2-10-2022-output.txt
I'm not sure why MMSeqs is failing here. you could try deleting the mmseqs directories hecatomb_out/PROCESSING/ASSEMBLY/CONTIG_DICTIONARY/FLYE/mmseqs_nt_tmp
and hecatomb_out/PROCESSING/ASSEMBLY/CONTIG_DICTIONARY/FLYE/results
and rerunning hecatomb. Otherwise we'll have to pester the MMSeqs developers for some ideas.
If you're not worried about the contig annotations you can rerun hecatomb and add the option --snake=-k
. The pipeline will still "fail" but it should create everything except these files (the assembly, seqtable, bigtable, read-based contig annotations etc).
I was able to delete mmseqs_nt_tmp but it looks like results didn't exist in the first place.
When I ran hecatomb again, it exited almost instantly. This was the error log:
2022-02-11T202054.110585.snakemake.log
Also, we do need contig annotations.
I would suggest deleting the hecatomb_out/PROCESSING/ASSEMBLY/CONTIG_DICTIONARY/
directory and making the pipeline regenerate those files; something has been corrupted at some point I think. You should also include the snakemake 'keep going' flag by adding --snake=-k
to the end of your hecatomb command. That should hopefully make the pipeline finish the read annotations if nothing else.
Ok! Would the pipeline regenerate them if I simply ran '''hecatomb run --test --snake=-k'''?
Yes, any files that are missing should be regenerated, as well as any subsequent files that depend on them. I'm just looking back through the thread; is this the test dataset that is failing?
Yes.
After trying to regenerate them, I tried to run it again but it still keeps hitting errors. When I tried to regenerate again after deleting config_dictionary, I then was greeted with this message:
(/storage1/fs1/leyao.wang/Active/jason_test/hecatomb) j.m.li@compute1-exec-132:~$ hecatomb run --test --snake=-k
Config file hecatomb.config.yaml already exists.
Running Hecatomb
Running snakemake command:
snakemake -j 32 --use-conda --conda-frontend mamba --rerun-incomplete --printshellcmds --nolock --show-failed-logs --conda-prefix /storage1/fs1/leyao.wang/Active/jason_test/hecatomb/snakemake/workflow/conda --configfile hecatomb.config.yaml -k -s /storage1/fs1/leyao.wang/Active/jason_test/hecatomb/snakemake/workflow/Hecatomb.smk -C Reads=/storage1/fs1/leyao.wang/Active/jason_test/hecatomb/test_data Host=human Output=hecatomb_out SkipAssembly=False Fast=False Report=False
Building DAG of jobs...
WorkflowError:
Unable to obtain modification time of file hecatomb_out/RESULTS/assembly.fasta although it existed before. It could be that a concurrent process has deleted it while Snakemake was running.
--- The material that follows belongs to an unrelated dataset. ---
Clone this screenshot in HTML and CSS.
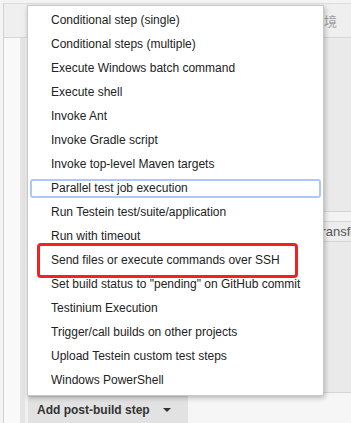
FILE: index.html
```html
<!DOCTYPE html>
<html>
<head>
    <title>Post-build steps</title>
    <link rel="stylesheet" href="styles.css">
</head>
<body>
    <div class="frame">
        <div class="tabs">
            <span class="tab-label">境</span>
        </div>
        <div class="work">
            <div class="gutter"></div>
            <div class="rail"></div>
            <div class="rail-edge"></div>
            <div class="main">
                <div class="section upper"></div>
                <div class="section strip"></div>
                <div class="section heading"><span>Transfers</span></div>
                <div class="section lower"></div>
                <div class="footer">
                    <button class="add-btn">Add post-build step <span class="caret"></span></button>
                </div>
            </div>
        </div>
    </div>

    <ul class="menu">
        <li>Conditional step (single)</li>
        <li>Conditional steps (multiple)</li>
        <li>Execute Windows batch command</li>
        <li>Execute shell</li>
        <li>Invoke Ant</li>
        <li>Invoke Gradle script</li>
        <li>Invoke top-level Maven targets</li>
        <li class="focus">Parallel test job execution</li>
        <li>Run Testein test/suite/application</li>
        <li>Run with timeout</li>
        <li>Send files or execute commands over SSH</li>
        <li>Set build status to "pending" on GitHub commit</li>
        <li>Testinium Execution</li>
        <li>Trigger/call builds on other projects</li>
        <li>Upload Testein custom test steps</li>
        <li>Windows PowerShell</li>
    </ul>

    <div class="highlight"></div>
</body>
</html>
```

FILE: styles.css
```css
body {
    margin: 0;
    width: 351px;
    height: 423px;
    overflow: hidden;
    position: relative;
    background: #f4f4f4;
    font-family: "Liberation Sans", Arial, sans-serif;
}

.frame {
    margin: 3px 0 0 3px;
    border-left: 1px solid #d2d2d2;
    border-top: 1px solid #dedede;
    height: 419px;
    display: grid;
    grid-template-columns: minmax(0, 1fr);
    grid-template-rows: 34px 1fr;
}

.tabs {
    background: #efefef;
    border-bottom: 1px solid #d6d6d6;
    display: flex;
    justify-content: flex-end;
    align-items: center;
    padding-right: 14px;
}
.tab-label {
    color: #a0a0a0;
    font-size: 13px;
    font-family: "Noto Sans CJK SC", sans-serif;
}

.work {
    display: grid;
    grid-template-columns: 16px 5px 3px minmax(0, 1fr);
    min-height: 0;
}
.gutter { background: #f9f9f9; }
.rail { background: #e4e4e4; }
.rail-edge { background: #f1f1f1; }

.main {
    display: flex;
    flex-direction: column;
    min-width: 0;
}
.section { background: #eaeaea; }
.upper { height: 173px; border-bottom: 1px solid #d3d3d3; }
.strip { height: 9px; background: #f3f3f3; border-bottom: 1px solid #d6d6d6; }
.heading {
    height: 19px;
    background: #ededed;
    border-bottom: 1px solid #d6d6d6;
    font-size: 13px;
    line-height: 19px;
    color: #555;
    padding-left: 286px;
    white-space: nowrap;
    overflow: hidden;
}
.lower { height: 150px; border-bottom: 1px solid #d6d6d6; }

.footer {
    flex: 1;
    background: #f6f6f6;
    padding-top: 3px;
}
.add-btn {
    display: flex;
    align-items: center;
    gap: 13px;
    height: 27px;
    padding: 0 17px 0 9px;
    border: none;
    border-top: 1px solid #d0d0d0;
    background: #e2e2e2;
    color: #333;
    font-family: "Liberation Sans", Arial, sans-serif;
    font-size: 12px;
    font-weight: bold;
}
.caret {
    width: 0;
    height: 0;
    border-left: 4px solid transparent;
    border-right: 4px solid transparent;
    border-top: 4px solid #333;
}

.menu {
    position: absolute;
    left: 27px;
    top: 5px;
    width: 291px;
    margin: 0;
    padding: 2px 2px 3px;
    list-style: none;
    display: flex;
    flex-direction: column;
    background: #fff;
    border: 1px solid #c8c8c8;
    box-shadow: 1px 2px 5px rgba(0, 0, 0, 0.25);
}
.menu li {
    height: 19px;
    margin: 3px 0 2px;
    padding-left: 21px;
    font-size: 12px;
    line-height: 19px;
    color: #222;
    white-space: nowrap;
}
.menu li.focus {
    outline: 2px solid #acc9f6;
    outline-offset: -2px;
    border-radius: 3px;
}

.highlight {
    position: absolute;
    left: 37px;
    top: 243px;
    width: 261px;
    height: 35px;
    box-sizing: border-box;
    border: 3px solid #f32121;
    border-radius: 4px;
}
```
File "/storage1/fs1/leyao.wang/Active/jason_test/hecatomb/lib/python3.10/asyncio/runners.py", line 44, in run
File "/storage1/fs1/leyao.wang/Active/jason_test/hecatomb/lib/python3.10/asyncio/base_events.py", line 641, in run_until_complete
I've also attached my error file from the normal run.
2022-02-17T210726.314687.snakemake.log
That modification time error can occur during reruns of failed/killed snakemake pipelines. I think you can just touch the file and it should be ok. Alternatively, you should be able to delete the .snakemake/ directory.
The normal run error is back to the mmseqs running out of memory. I don't think we actually got running the mmseqs commands manually to run did we?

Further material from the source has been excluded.